### What the task requires
Of the lines listed below, how many contain the string "this"? Answer with the number alone.

### Entries provided
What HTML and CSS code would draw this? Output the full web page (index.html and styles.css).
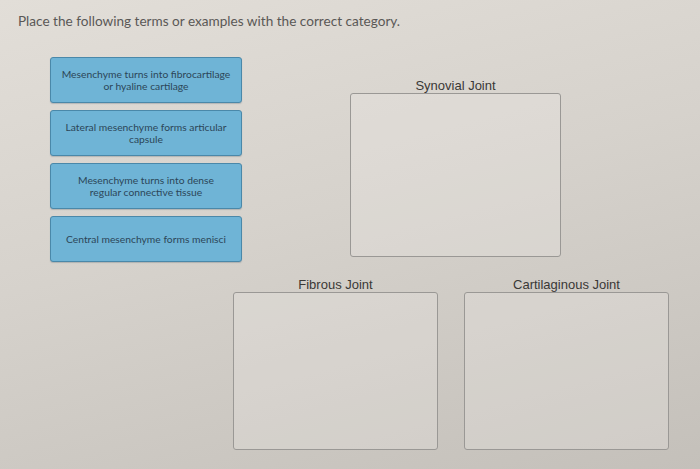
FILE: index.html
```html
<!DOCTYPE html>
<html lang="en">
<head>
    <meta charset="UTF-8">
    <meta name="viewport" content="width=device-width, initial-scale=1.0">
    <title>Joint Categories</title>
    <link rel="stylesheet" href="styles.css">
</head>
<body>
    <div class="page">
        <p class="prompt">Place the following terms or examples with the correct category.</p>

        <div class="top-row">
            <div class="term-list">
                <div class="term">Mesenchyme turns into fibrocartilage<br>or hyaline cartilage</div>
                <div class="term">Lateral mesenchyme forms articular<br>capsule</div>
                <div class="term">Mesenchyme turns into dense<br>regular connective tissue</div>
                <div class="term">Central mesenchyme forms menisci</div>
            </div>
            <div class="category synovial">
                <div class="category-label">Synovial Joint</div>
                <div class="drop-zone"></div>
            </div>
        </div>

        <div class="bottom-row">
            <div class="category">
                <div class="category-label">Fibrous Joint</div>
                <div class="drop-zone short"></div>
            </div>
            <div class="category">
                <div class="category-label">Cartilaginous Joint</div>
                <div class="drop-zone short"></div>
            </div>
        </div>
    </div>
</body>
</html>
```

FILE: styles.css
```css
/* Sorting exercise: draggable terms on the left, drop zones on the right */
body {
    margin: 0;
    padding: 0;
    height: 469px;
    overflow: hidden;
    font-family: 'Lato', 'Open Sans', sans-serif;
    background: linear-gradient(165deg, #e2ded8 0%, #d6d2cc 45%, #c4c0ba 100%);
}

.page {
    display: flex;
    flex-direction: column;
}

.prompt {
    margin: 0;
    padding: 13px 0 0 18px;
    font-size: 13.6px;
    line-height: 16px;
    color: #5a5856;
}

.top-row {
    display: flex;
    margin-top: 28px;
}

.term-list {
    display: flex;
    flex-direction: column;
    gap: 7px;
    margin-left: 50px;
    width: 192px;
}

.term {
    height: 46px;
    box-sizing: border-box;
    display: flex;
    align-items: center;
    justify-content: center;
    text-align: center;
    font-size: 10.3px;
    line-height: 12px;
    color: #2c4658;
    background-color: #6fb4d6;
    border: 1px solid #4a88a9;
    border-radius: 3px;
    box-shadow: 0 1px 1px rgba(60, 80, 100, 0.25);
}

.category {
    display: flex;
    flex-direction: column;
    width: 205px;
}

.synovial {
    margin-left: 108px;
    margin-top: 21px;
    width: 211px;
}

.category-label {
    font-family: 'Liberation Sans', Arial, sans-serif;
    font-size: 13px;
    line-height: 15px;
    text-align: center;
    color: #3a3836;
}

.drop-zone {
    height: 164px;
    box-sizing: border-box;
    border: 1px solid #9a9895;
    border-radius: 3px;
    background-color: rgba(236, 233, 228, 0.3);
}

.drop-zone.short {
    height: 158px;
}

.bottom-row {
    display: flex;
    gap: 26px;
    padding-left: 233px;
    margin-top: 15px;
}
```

* * *

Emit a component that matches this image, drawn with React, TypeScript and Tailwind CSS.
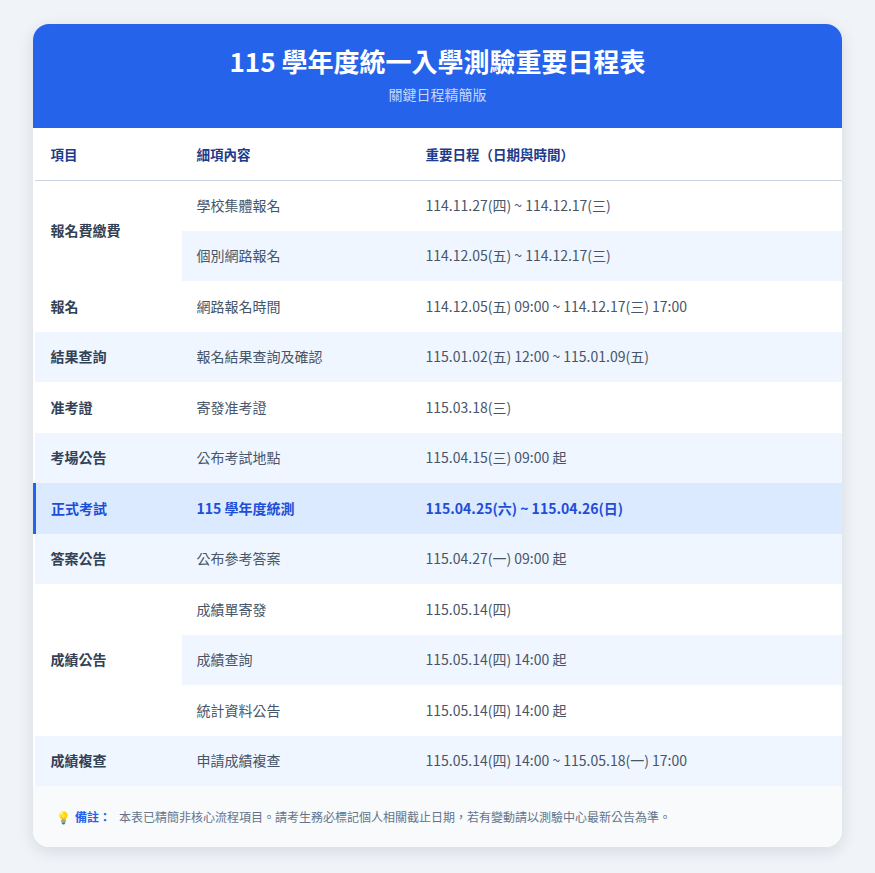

### Expected output
2